Putting aside the difference between cache and VM (i.e., the emulation of a large address space in VM), let us focus on the similarities between cache and VM. We begin with an event that occurs when data cannot be found in the cache or VM page store, called a cache miss or a page fault.

6.2.1. Cache Misses and VM Page Faults

Assume that we have a cache system and a VM system running side-by-side, for purposes of comparison. The cache contains blocks of data from memory, and the VM contains pages of data from disk. Apart from the fact that cache blocks are usually smaller than memory pages, the concept is the same for cache and VM.
Assume that we want to access a block in cache via a memory operation O. Using an address translation mechanism described in Section 6.2.2, we map the main memory address A to the cache memory address C (where the block of data we want to access is cached). When the processor accesses C using O, it performs a comparison operation to see if the block is really in the cache. If the block is present, this is called a hit, otherwise we have a miss.
Similarly, assume that we want to access a page in virtual memory via an I/O operation I. Using an address translation mechanism described in Section 6.2.2, we map the virtual memory address A to the physical memory address P that references the page store or paging store, where the page of data we want to access is temporarily stored. When the processor accesses P using I, it performs a comparison operation to see if the page is really in the page store. If the page is present, this is called a page hit - otherwise, we have a page fault.
In cache, if the block is not found, then it is retrieved from main memory and stored in the cache. At this point, memory operation O can proceed. Similarly, in VM, if the page is not found in the paging store, then it must be retrieved from disk and written to the paging store before the I/O operation I can be executed.


(a)



(b)

Figure 6.1. Schematic diagram of (a) cache and (b) virtual memory, showing the similarities between the two techniques.
Thus, cache and VM both have similar errors. These misses or page faults adversely impact memory performance at their respective levels of the memory hierarchy, via the following three mechanisms:
  • Replacement cost - When a cache miss or VM page fault occurs, the processor or memory management unit must (1) find the requested block or page in the lower-level store, (2) write the block or page back to the cache or paging store, and (3) set the appropriate bits (per Section 6.2.5) to reflect the recency of the replacement. These operations incur overhead that would not have occurred if the memory operation had been successful (i.e., if a miss or page fault had not occurred). Of particular interest are the bus and memory costs (discussed below), as well as the block or page replacement strategy. It is crucial that page replacement cause the least possible number of misses or page faults, as discussed in Section 6.2.3.
  • Bus cost - When a cache block is obtained from memory, it must be transmitted along the bus that connects main memory with the processor or cache (depending on how the physical architecture supports cache). This bus must have very high bandwidth, so as not to impede cache replacement. Similarly, in VM, the bus between the disk and memory must be sufficiently fast not to inhibit data transfer in support of page replacement.
  • Lower-level storage cost - If a cache miss is encountered, then the requested data must be retrieved from main memory, which implies that main memory itself must be sufficiently fast not to impede overall cache performance for a given average hit frequency. Similarly, in VM, the disk read/write latency must be sufficiently small so as not to slow down the page replacement process.
In order to make memory access efficient under the assumption of cache or virtual memory (or both), we need to correctly design the buffering function implemented in cache or VM by making the computationally intensive parts of the buffering process as efficient as possible. In the next section, we show that the potentially costly operation of address translation can be made efficient via hardware implementation.
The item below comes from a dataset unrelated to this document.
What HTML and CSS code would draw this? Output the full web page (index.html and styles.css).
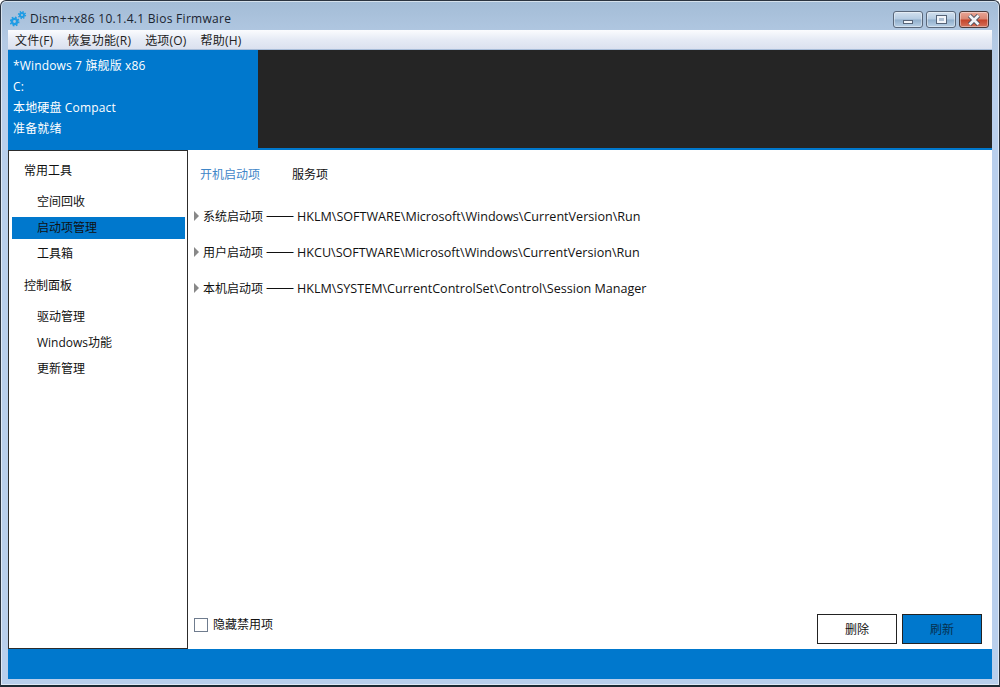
FILE: index.html
```html
<!DOCTYPE html>
<html lang="zh-CN">
<head>
  <meta charset="UTF-8" />
  <title>Dism++x86 10.1.4.1 Bios Firmware</title>
  <link rel="stylesheet" href="styles.css">
</head>
<body>
  <div class="window">

    <!-- Title bar -->
    <div class="titlebar">
      <svg class="app-icon" width="18" height="18" viewBox="0 0 18 18">
        <g fill="none" stroke="#1f9ce4">
          <circle cx="4.5" cy="12.5" r="2.6" stroke-width="2.4"/>
          <circle cx="4.5" cy="12.5" r="4.2" stroke-width="1.6" stroke-dasharray="1.65 1.65"/>
          <circle cx="12" cy="6" r="2" stroke-width="2"/>
          <circle cx="12" cy="6" r="3.4" stroke-width="1.5" stroke-dasharray="1.34 1.33"/>
        </g>
      </svg>
      <span class="title">Dism++x86 10.1.4.1 Bios Firmware</span>
      <div class="caption-buttons">
        <div class="cap-btn"><span class="glyph-min"></span></div>
        <div class="cap-btn"><span class="glyph-max"></span></div>
        <div class="cap-btn cap-close">
          <svg width="14" height="12" viewBox="0 0 14 12"><path d="M2.5 1.5 L11.5 10.5 M11.5 1.5 L2.5 10.5" stroke="#3d4a5c" stroke-width="4.4"/><path d="M2.5 1.5 L11.5 10.5 M11.5 1.5 L2.5 10.5" stroke="#f2f4f8" stroke-width="2.8"/></svg>
        </div>
      </div>
    </div>

    <!-- Menu -->
    <div class="menubar">
      <span>文件(F)</span>
      <span>恢复功能(R)</span>
      <span>选项(O)</span>
      <span>帮助(H)</span>
    </div>

    <!-- Current image -->
    <div class="header">
      <div class="image-info">
        <div>*Windows 7 旗舰版 x86</div>
        <div>C:</div>
        <div>本地硬盘 Compact</div>
        <div>准备就绪</div>
      </div>
      <div class="header-dark"></div>
    </div>

    <div class="content">
      <div class="sidebar">
        <div class="nav-group">常用工具</div>
        <div class="nav-item">空间回收</div>
        <div class="nav-item active">启动项管理</div>
        <div class="nav-item">工具箱</div>
        <div class="nav-group second">控制面板</div>
        <div class="nav-item">驱动管理</div>
        <div class="nav-item">Windows功能</div>
        <div class="nav-item">更新管理</div>
      </div>

      <div class="main">
        <div class="tabs">
          <span class="tab selected">开机启动项</span>
          <span class="tab">服务项</span>
        </div>
        <div class="tree">
          <div class="tree-row"><span class="arrow"></span><span>系统启动项</span><span class="dash">——</span><span class="path">HKLM\SOFTWARE\Microsoft\Windows\CurrentVersion\Run</span></div>
          <div class="tree-row"><span class="arrow"></span><span>用户启动项</span><span class="dash">——</span><span class="path">HKCU\SOFTWARE\Microsoft\Windows\CurrentVersion\Run</span></div>
          <div class="tree-row"><span class="arrow"></span><span>本机启动项</span><span class="dash">——</span><span class="path">HKLM\SYSTEM\CurrentControlSet\Control\Session Manager</span></div>
        </div>
        <div class="actions">
          <label class="hide-disabled"><span class="checkbox"></span>隐藏禁用项</label>
          <button class="btn">删除</button>
          <button class="btn btn-primary">刷新</button>
        </div>
      </div>
    </div>

    <div class="footer"></div>
  </div>
</body>
</html>
```

FILE: styles.css
```css
html, body {
  margin: 0;
  padding: 0;
  background: #fff;
}

body {
  font-family: "Open Sans", "Noto Sans CJK SC", sans-serif;
  font-size: 12px;
  color: #111;
}

.window {
  box-sizing: border-box;
  width: 1000px;
  height: 687px;
  border: 1px solid #2b3440;
  border-bottom: 2px solid #1d2a33;
  border-radius: 6px 6px 0 0;
  padding: 0 7px 6px;
  display: flex;
  flex-direction: column;
  background: linear-gradient(to bottom, #a3bcd6 0, #b4cae4 40px, #b9cfec 100px);
  box-shadow: inset 0 0 0 1px rgba(255, 255, 255, 0.55);
}

.titlebar {
  height: 29px;
  flex: none;
  display: flex;
  align-items: flex-start;
}

.app-icon {
  margin: 8px 0 0 2px;
}

.title {
  margin: 9px 0 0 2px;
  font-size: 12px;
  line-height: 18px;
  letter-spacing: 0.29px;
  color: #1a2430;
}

.caption-buttons {
  margin: 10px 3px 0 auto;
  display: flex;
  gap: 3px;
}

.cap-btn {
  box-sizing: border-box;
  width: 30px;
  height: 17px;
  border: 1px solid #59677a;
  border-radius: 3px;
  display: flex;
  align-items: center;
  justify-content: center;
  background: linear-gradient(to bottom, #d2e0ee 0, #b4cbe2 48%, #90aecb 52%, #b9d0e6 100%);
  box-shadow: inset 0 0 0 1px rgba(255, 255, 255, 0.4);
}

.cap-close {
  background: linear-gradient(to bottom, #e9a596 0, #d98672 48%, #c4432a 52%, #d4715a 100%);
  border-color: #4a3a3a;
}

.glyph-min {
  width: 8px;
  height: 2px;
  margin-top: 4px;
  background: #f2f5fa;
  border: 1px solid #566478;
}

.glyph-max {
  box-sizing: border-box;
  width: 9px;
  height: 7px;
  background: #aebfd2;
  border: 2px solid #f2f5fa;
  outline: 1px solid #566478;
}

.menubar {
  box-sizing: border-box;
  height: 20px;
  flex: none;
  display: flex;
  align-items: center;
  gap: 14px;
  padding-left: 7px;
  font-size: 12px;
  letter-spacing: 0.2px;
  color: #222;
  background: linear-gradient(to bottom, #fbfcfe 0, #e6ebf5 50%, #dbe1ef 100%);
  border-bottom: 1px solid #a7bcd8;
}

.header {
  flex: none;
  height: 100px;
  box-sizing: border-box;
  padding-bottom: 2px;
  display: flex;
  background: #0078cd;
}

.image-info {
  width: 250px;
  padding: 5px 0 0 5px;
  box-sizing: border-box;
  color: #fff;
  font-size: 12px;
  letter-spacing: 0.15px;
  line-height: 21px;
}

.header-dark {
  flex: 1;
  background: #252525;
}

.content {
  flex: 1;
  min-height: 0;
  display: flex;
  background: #fff;
}

.sidebar {
  box-sizing: border-box;
  width: 180px;
  flex: none;
  padding: 9px 2px 0 3px;
  border: 1px solid #2c2c2c;
  background: #fff;
}

.nav-group {
  height: 22px;
  line-height: 22px;
  padding-left: 12px;
  margin-bottom: 9px;
}

.nav-group.second {
  margin-top: 10px;
}

.nav-item {
  height: 22px;
  line-height: 22px;
  padding-left: 25px;
  margin-bottom: 4px;
}

.nav-item.active {
  background: #0078cd;
}

.main {
  flex: 1;
  min-width: 0;
  display: flex;
  flex-direction: column;
  padding: 15px 10px 5px 5px;
}

.tabs {
  display: flex;
  gap: 32px;
  padding-left: 7px;
  line-height: 20px;
}

.tab.selected {
  color: #3f86c8;
}

.tree {
  margin-top: 22px;
  display: flex;
  flex-direction: column;
  gap: 16px;
}

.tree-row {
  height: 20px;
  line-height: 20px;
  display: flex;
  align-items: center;
  white-space: nowrap;
}

.arrow {
  width: 0;
  height: 0;
  margin: -3px 4px 0 1px;
  border-left: 5px solid #888;
  border-top: 5px solid transparent;
  border-bottom: 5px solid transparent;
}

.dash {
  width: 34px;
  margin-bottom: 6px;
  text-align: center;
  font-family: "Noto Sans CJK SC", sans-serif;
  font-size: 17px;
}

.path {
  font-size: 12.57px;
}

.actions {
  margin-top: auto;
  display: flex;
  align-items: flex-start;
  gap: 5px;
}

.hide-disabled {
  display: flex;
  align-items: center;
  margin: 4px auto 0 1px;
  line-height: 14px;
}

.checkbox {
  box-sizing: border-box;
  width: 14px;
  height: 14px;
  margin-right: 5px;
  border: 1px solid #6f7c8e;
  background: #fff;
}

.btn {
  box-sizing: border-box;
  width: 80px;
  height: 30px;
  padding: 0;
  border: 1px solid #222;
  background: #fff;
  color: #111;
  font-family: inherit;
  font-size: 12px;
}

.btn-primary {
  background: #0078cd;
  color: #06304f;
}

.footer {
  height: 30px;
  flex: none;
  background: #0078cd;
}
```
6.2.2. Address Translation Mechanisms for Cache and VM

One of the key problems of caching or virtual memory systems is how to translate the virtual address (which the CPU uses) into the corresponding physical address (cache block or page address in the paging store). This can be challenging because of (a) the size of the virtual address space in virtual memory, and (b) temporal inconsistencies between cache and main memory contents, or between paging store and disk contents in VM.
Let us derive an address translation scheme using cache as an example. The cache is a linear array of entries, each entry having the following structure:
  • Data - The block of data from memory that is stored in a specific entry (also called row) or collection of entries in the cache,
  • Tag - A small field of length K bits, used for comparison purposes in verifying correct addressing of data, and
  • Valid Bit - A one-bit field that indicates status of data written into the cache.
Assume that the N-bit virtual address (the address that the processor uses to access cached data) is divided into three fields:
  • Tag - A K-bit field that corresponds to the K-bit tag field in each cache entry,
  • Index - An M-bit field in the middle of the virtual address that points to one cache entry, and
  • Byte Offset - Two bits (in MIPS) that are not used to address data in the cache.
It follows that the length of the virtual address is given by N = K + M + 2 bits.
In order to understand how the cache entries are referenced by the index, we need to observe that there are three ways of arranging data in a cache:
  1. Direct Mapped - There is a one-to-one correspondence between each block of data in the cache and each memory block that we are trying to find. That is, if we are trying to find a memory block b, then there is one and only one place in the cache where b is stored.
  2. Set Associative - Given memory block b that we are trying to find in the cache, there are L entries in the cache that can contain b. We say that this type of cache is called L-way set associative. For example, if L = 2, then we have a two-way set associative cache.
  3. Fully Associative - Any block of memory that we are looking for in the cache can be found in any cache entry - this is the opposite of direct mapping.
It is readily seen that set-associative cache generalizes direct-mapped cache (when L = 1) and fully associative cache (when L equals the number of entries in the cache).
6.2.2.1. Cache Address Translation. As shown in Figure 6.1a, we assume that the cache address (the address used by the processor) has length 32 bits. Here, bits 12-31 are occupied by the Tag field, bits 2-11 contain the Index field, and bits 0,1 contain the Byte Offset information. The index points to the row or entry in cache that supposedly contains the data requested by the processor. We say "supposedly" because the requested data block might or might not be in cache at the location pointed to by the Index.
After the cache row (or rows, in case of L > 1) is retrieved, the Tag field in the cache row(s) is (are) compared with the Tag field in the cache address. If the tags do not match, then a cache miss is detected and the comparator (shown as a circle with an equal sign in Figure 6.1a) outputs a zero value.
Otherwise, the comparator outputs a one, which is and-ed with the valid bit in the cache row pointed to by the Index field of the cache address. If the valid bit is a one, then the Hit signal output from the and gate is a one, and the data in the cached block is sent to the processor. Otherwise, the data is invalid and a cache miss is registered (Hit signal = 0).
6.2.2.2. VM Address Translation. The Virtual Address shown in Figure 6.1b (the address used by the processor) has a Virtual Page Number (VPN), which is similar to the cache address Index field, in that the VPN points to a row in the Page Table (a kind of cache for disk storage). The Valid Bit is then checked - if zero, the page is not in memory, and the page offset must be loaded into the Page Table. Otherwise, the page is in memory, at a location given by the Physical Page Address (PPA).
The PPA is formed by concatenating 1) the Physical Page Number, stored in the Page Table at the location pointed to by the VPN; and 2) the Page Offset, which is the second part of the Virtual Address. The key to improvement of performance in VM is thus efficient transformation of the Virtual Address into the Physical Address.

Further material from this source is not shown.